The "foreman" of this volunteer building crew, proud of their efforts, introduced himself and took us inside. The church was to have three altars. We followed him up scaffolding ladders to the roof where work was underway on the distinctive Ukrainian dome. We met others from this work crew of village men and they were fascinated that we had come all the way from the United States to their village. They wanted to pose with Nadia for pictures out on the roof. There was a special feeling about this place, these people. I busied myself with cameras, viewing the village and the workers efforts, and felt privileged to have been seeing all this. Then, as Nadia was visiting with the foreman, he began telling her the history of this new church. Nadia began translating for me as he spoke. The story went like this:
"In 1939, the Catholic parishioners set out to build a new parish church. The foundation was laid. Then, the Soviet Army, an occupying force, moved into Western Ukraine. Church building and religious practice was forbidden. The foundation was left untouched and the practice our religion went underground.
"Then in 1988 your President Reagan went to Moscow to meet with Gorbachev. While there, he met with religious dissidents at your Embassy and the dissidents included two Ukrainian Catholics. We took that as a sign that changes were underway and began to plan the completion of our church. Last year we started construction on the old foundation and we will finish this fall."
I listened to this story, stunned. I stared at Nadia. There were tears in her eyes. I, too, was choked with emotion. Here in Medenychi, in western Ukraine, in what was then still the Soviet Union, we were being told that a political struggle that Nadia and I, along with others, had fiercely waged with senior White House staff thousands of miles away and two years earlier had touched the lives of real people, the Catholic community in this little parish. Nadia and I just looked at each other in silence. There were no words. It was a deeply gratifying moment, a moment of grace, that I will never forget. After fifty years of repression, the word of a brief meeting on our President's busy Moscow schedule had given these people the sign for which they had been waiting for decades.
At that moment we could not have explained our role in the events that had led up to this moment - the role that determined individuals can play in a free society - and we did not try. We could only applaud their efforts. We met with the parish priest, who arrived and beamed as we admired their new church.

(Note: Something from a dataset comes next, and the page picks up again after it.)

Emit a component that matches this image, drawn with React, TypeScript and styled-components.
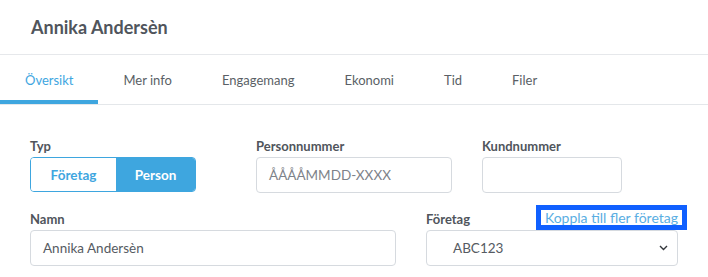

They told us that people who had moved away from Medenychi had heard of this project. They sent envelopes with contributions for building materials. We had our picture taken with the pastor, gave the foreman a contribution, and walked back to the car. Then as we drove on, we told Ihor the "rest of the story."
In the early spring of 1988, Nadia and I were involved in the preparations for two major events, a worldwide celebration of the Millennium of Christianity in Ukraine, and the Reagan-Gorbachev Summit in Moscow.
As was, and continues to be, the case the Kremlin sought to make everything about Russia. Stealing the culture and accomplishments of others was, and remains, routine in Moscow. In this case, the Soviet government saw the Millennium of Christianity as a propaganda opportunity and intended to exploit that opportunity relying on, among other things, the West's inability to distinguish between Russia and Ukraine or the Soviet Union and Russia.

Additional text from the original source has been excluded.